[CR]Re: American Racing History

(Example: Books)

In-Reply-To: <01ea01c44c91$eb23d720$efddfea9@mooshome>
References: <BAY1-F113fBsDjTAzcM00022d09@hotmail.com>
Date: Mon, 7 Jun 2004 23:11:22 -0400
To: classic list <Classicrendezvous@bikelist.org>
From: "Roy H. Drinkwater" <roydrink@ptd.net>
Subject: [CR]Re: American Racing History

Jerry Moos wrote:
>
>But every great social change has its negative consequences, and the rapid
>rise of the American auto industry produced an equally rapid decline in the
>once prominent American bicycle industry. No person is more symbolic of
>this rapid transformation than Barney Oldfield, who most Americans know as
>the daring auto racer who piloted many of Henry Ford's racing prototypes,
>including the lengendary "999". What is now usually forgotten is that
>Oldfield had previously been equally famous as a prominent bicycle racer.

As a personal interest, I'm quoting some information about Tom Cooper (my wife, Janet's great uncle), Barney Oldfield & Henry Ford from Ford, the Men and the Machine by Robert Lacey:

"..in the spring of 1902...he (Ford) had found himself another patron: Tom Cooper, a cycling champion who, through exhibitions and endorsements, had made himself rich on the bicycling craze of the 1890's, and who wanted to make the switch to the latest speed craze..."

"By early May, Henry Ford and Tom Cooper were in partnership constructing two machines with Cooper's money, both of them named after famous express trains of the time: "The Arrow" and "999." Henry Ford's 999 was then the largest and most powerful American car ever built, nearly ten feet long, rated at seventy horsepower, with four massive cylinders, each of them the size of a small powder keg..."

"But 999 was a difficult car to drive. Tom Cooper tried a test drive in it and promptly thought better of his motor-racing ambitions. He brought in another friend, another cyclist, Barney Oldfield, who was something of a daredevil, and though Oldfield had never actually driven a motorcar before, he accepted the challenge. "I might as well be dead" he said, "as dead broke."..."

"Henry Ford, however, had reached another dead end. On October 25 1902, when it won its victory, 999 had not even been his, for he had a falling out with Cooper and had sold the car to him. Henry had caught Cooper "in a number of sneaky tricks," reported Clara (Ford) to her brother Milton (Bryant) on October 27, 1902. Cooper she explained, "was looking out for Cooper and Cooper only." * This, of course, was precisely what all Henry's previous partners would have said about Henry."

"There had been talk of Milton Bryant and Henry forming some sort of racing circus and traveling around the country with Cooper, and Clara was very pleased that this would not now happen. "I am glad we are rid of him, " she wrote to her brother. "I would not like you or Henry to travel with him.

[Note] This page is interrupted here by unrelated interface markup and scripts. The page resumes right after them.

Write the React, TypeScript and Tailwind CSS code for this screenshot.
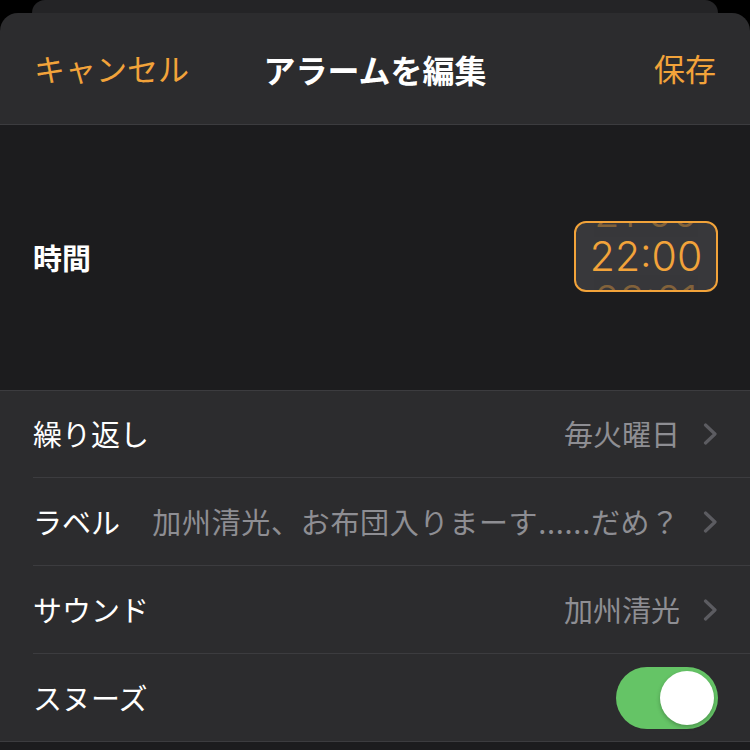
import React from "react";

const jp = { fontFamily: '"Noto Sans CJK JP", "Noto Sans", sans-serif' };

function Chevron() {
  return (
    <svg width="15" height="22" viewBox="0 0 15 22" className="ml-[23px] shrink-0">
      <path d="M2.5 2 L12 11 L2.5 20" fill="none" stroke="#5c5c61" strokeWidth="3.2" strokeLinecap="round" strokeLinejoin="round" />
    </svg>
  );
}

function Row({ label, children, h, last }: { label: string; children: React.ReactNode; h: string; last?: boolean }) {
  return (
    <div className="pl-[33px]">
      <div className={`flex items-center pr-[32px] ${h} ${last ? "" : "border-b border-[#3c3c3f]"}`}>
        <span className="text-[29px] text-white shrink-0">{label}</span>
        <div className="flex-1 flex items-center justify-end min-w-0">{children}</div>
      </div>
    </div>
  );
}

export default function App() {
  return (
    <div className="w-[750px] h-[750px] bg-black overflow-hidden" style={jp}>
      <div className="mx-[32px] h-[13px] bg-[#242426] rounded-t-[16px]" />
      <div className="bg-[#2c2c2e] rounded-t-[18px]">
        {/* header */}
        <div className="h-[112px] flex items-center justify-between px-[34px] border-b border-[#3c3c3f] relative">
          <span className="text-[31px] text-[#f2a33a]">キャンセル</span>
          <span className="absolute left-1/2 -translate-x-1/2 text-[32px] font-bold text-white">アラームを編集</span>
          <span className="text-[31px] text-[#f2a33a]">保存</span>
        </div>

        {/* time */}
        <div className="h-[266px] bg-[#1c1c1e] border-b border-[#3c3c3f] flex items-center justify-between pl-[33px] pr-[32px]">
          <span className="text-[29px] font-bold text-white">時間</span>
          <div className="w-[144px] h-[71px] mb-[3px] rounded-[12px] border-[2.5px] border-[#f2a33a] bg-[#38383b] overflow-hidden flex flex-col items-center justify-center">
            <div className="flex flex-col items-center text-[41px] leading-[44px] font-light text-[#f2a33a]" style={{ fontFamily: "Inter, Roboto, sans-serif" }}>
              <span className="opacity-40">21:00</span>
              <span>22:00</span>
              <span className="opacity-40">23:01</span>
            </div>
          </div>
        </div>

        {/* rows */}
        <Row label="繰り返し" h="h-[87px]">
          <span className="text-[29px] text-[#8e8e93]">毎火曜日</span>
          <Chevron />
        </Row>
        <Row label="ラベル" h="h-[88px]">
          <span className="text-[29px] tracking-[0.7px] text-[#8e8e93] whitespace-nowrap">加州清光、お布団入りまーす......だめ？</span>
          <Chevron />
        </Row>
        <Row label="サウンド" h="h-[88px]">
          <span className="text-[29px] text-[#8e8e93]">加州清光</span>
          <Chevron />
        </Row>
        <Row label="スヌーズ" h="h-[87px]" last>
          <div className="w-[102px] h-[62px] rounded-full bg-[#65c466] flex items-center justify-end pr-[4px]">
            <div className="w-[54px] h-[54px] rounded-full bg-white shadow-[0_2px_4px_rgba(0,0,0,0.25)]" />
          </div>
        </Row>
      </div>
      <div className="border-t border-[#3c3c3f] bg-[#1c1c1e] h-[20px]" />
    </div>
  );
}
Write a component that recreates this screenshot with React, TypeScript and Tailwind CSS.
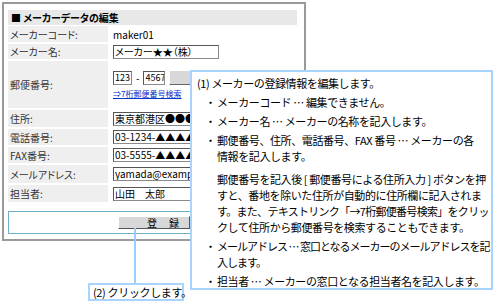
const jp = "font-['MS_UI_Gothic','Noto_Sans_CJK_JP',sans-serif]";
const palt = "[font-feature-settings:'palt']";

const Field = ({ w, value, size = "text-[10px]" }: { w: string; value: string; size?: string }) => (
  <div
    className={`${w} ${size} flex h-[14px] shrink-0 items-center overflow-hidden whitespace-nowrap border border-[#8a8a8a] border-t-[#555] border-l-[#555] bg-white pl-[1px] leading-[12px] text-black ${palt}`}
  >
    {value}
  </div>
);

const Row = ({
  label,
  h,
  children,
}: {
  label: string;
  h: string;
  children: React.ReactNode;
}) => (
  <div className={`flex gap-[2px] ${h}`}>
    <div className={`flex w-[100px] shrink-0 items-center bg-[#efefef] pl-[2px] text-[10px] text-[#333] ${palt}`}>
      {label}
    </div>
    <div className="flex min-w-0 flex-1 flex-col justify-center bg-white pl-[3px]">
      {children}
    </div>
  </div>
);

const Bullet = ({ lines, tight = false }: { lines: string[]; tight?: boolean }) => (
  <div className="flex">
    <span className="w-[20px] shrink-0 pl-[8px]">・</span>
    <div className={`flex flex-col ${tight ? "tracking-[-1px]" : ""}`}>
      {lines.map((l) => (
        <span key={l} className="h-[16px] whitespace-nowrap">
          {l}
        </span>
      ))}
    </div>
  </div>
);

export default function App() {
  return (
    <div className={`relative h-[305px] w-[496px] overflow-hidden bg-white ${jp}`}>
      {/* form window */}
      <div className="ml-[2px] mt-[2px] h-[239px] w-[304px] border-2 border-[#9a9a9a] bg-white pl-[4px] pr-[7px] pt-[6px]">
        <div className={`flex h-[15px] items-center bg-[#e8e8e8] pl-[3px] text-[10px] font-bold text-black ${palt}`}>
          ■ メーカーデータの編集
        </div>
        <div className="mt-[1px] flex flex-col gap-[2px]">
          <Row label="メーカーコード:" h="h-[16px]">
            <span className="text-[10px] text-black">maker01</span>
          </Row>
          <Row label="メーカー名:" h="h-[15px]">
            <Field w="w-[106px]" value="メーカー★★（株）" />
          </Row>
          <Row label="郵便番号:" h="h-[47px]">
            <div className="flex items-center gap-[4px]">
              <Field w="w-[19px]" value="123" size="text-[9px]" />
              <span className="text-[10px]">-</span>
              <Field w="w-[22px]" value="4567" size="text-[9px]" />
              <div className="flex h-[15px] w-[150px] shrink-0 items-center justify-center whitespace-nowrap border border-[#fff] border-b-[#666] border-r-[#666] bg-[#d8d8d8] text-[10px]">
                郵便番号による住所入力
              </div>
            </div>
            <span className="mt-[4px] text-[8px] leading-[10px] text-[#0033cc] underline">
              ⇒7桁郵便番号検索
            </span>
          </Row>
          <Row label="住所:" h="h-[17px]">
            <Field w="w-[110px]" value="東京都港区●●●-1-1" />
          </Row>
          <Row label="電話番号:" h="h-[16px]">
            <Field w="w-[110px]" value="03-1234-▲▲▲▲" />
          </Row>
          <Row label="FAX番号:" h="h-[16px]">
            <Field w="w-[110px]" value="03-5555-▲▲▲▲" />
          </Row>
          <Row label="メールアドレス:" h="h-[18px]">
            <Field w="w-[110px]" value="yamada@example.co.jp" />
          </Row>
          <Row label="担当者:" h="h-[17px]">
            <Field w="w-[110px]" value="山田　太郎" />
          </Row>
        </div>
        <div className="mt-[9px] flex h-[23px] items-center border border-[#6fb0c8] pl-[109px]">
          <div className="flex h-[13px] w-[72px] items-center justify-center gap-[12px] border border-[#fff] border-b-[#555] border-r-[#555] bg-[#d8d8d8] pl-[18px] text-[10px]">
            <span>登</span>
            <span>録</span>
          </div>
        </div>
      </div>

      {/* connector for (2) */}
      <div className="absolute left-[134px] top-[228px] h-[56px] w-[2px] bg-[#99ccff]" />

      {/* callout (1) */}
      <div className="absolute left-[190px] top-[70px] h-[220px] w-[303px] border-2 border-[#a8d4ff] bg-white pl-[5px] pt-[3px] text-[11px] leading-[16px] tracking-[-0.4px] text-black">
        <div className="h-[19px] whitespace-nowrap">(1) メーカーの登録情報を編集します。</div>
        <div className="flex flex-col gap-[3px]">
          <Bullet lines={["メーカーコード … 編集できません。"]} />
          <Bullet lines={["メーカー名 … メーカーの名称を記入します。"]} />
          <Bullet lines={["郵便番号、住所、電話番号、FAX 番号 … メーカーの各", "情報を記入します。"]} />
          <div className="mt-[4px] flex flex-col pl-[20px]">
            <span className="h-[16px] whitespace-nowrap">郵便番号を記入後 [ 郵便番号による住所入力 ] ボタンを押</span>
            <span className="h-[16px] whitespace-nowrap">すと、番地を除いた住所が自動的に住所欄に記入されま</span>
            <span className="h-[16px] whitespace-nowrap tracking-[-0.7px]">す。また、テキストリンク「→7桁郵便番号検索」をクリッ</span>
            <span className="h-[16px] whitespace-nowrap">クして住所から郵便番号を検索することもできます。</span>
          </div>
          <Bullet tight lines={["メールアドレス … 窓口となるメーカーのメールアドレスを記", "入します。"]} />
          <Bullet lines={["担当者 … メーカーの窓口となる担当者名を記入します。"]} />
        </div>
      </div>

      {/* callout (2) */}
      <div className="absolute left-[88px] top-[283px] flex h-[18px] w-[96px] items-center whitespace-nowrap border-2 border-[#a8d4ff] bg-white pl-[3px] text-[11px] tracking-[-0.35px] text-black">
        (2) クリックします。
      </div>
    </div>
  );
}
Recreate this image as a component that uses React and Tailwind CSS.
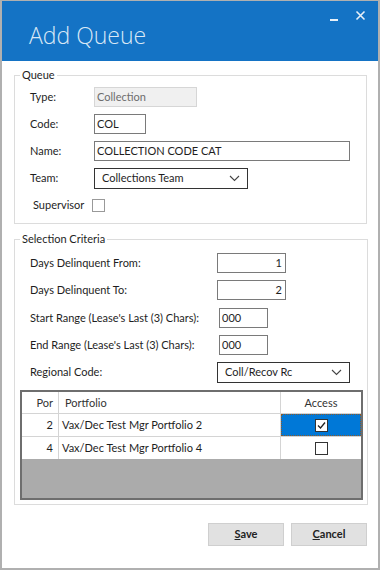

He thinks too much of low down women..." (...this is the part Janet laughs at)

* Lacey further explains that Ford was arranging another company in mid-1902:

"Henry surrendered a half interest in all his patents, tools, models, and drawings, promised to hand over one of his two racing cars on completion, and also undertook to devote his time to building a model of the proposed passenger car...This was all promised at the time when Henry was supposed to be completing his racers for competition that autumn in collaboration with Tom Cooper. Rather than Cooper's "sneaky tricks," it appears more likely that it was Henry's new agreement with Malcomson that ended Henry's racing partnership with the cycling champion."

Also, about a famous Ford engineer & executive Charley E. Sorenson: "Ford had got to know Sorenson in 1902 while he was working on his racer 999, for the young Dane, muscular and athletic, was a bicycling friend of Tom Cooper, and Cooper had brought Sorenson in on the project to make models - or "patterns"- of various components out of wood."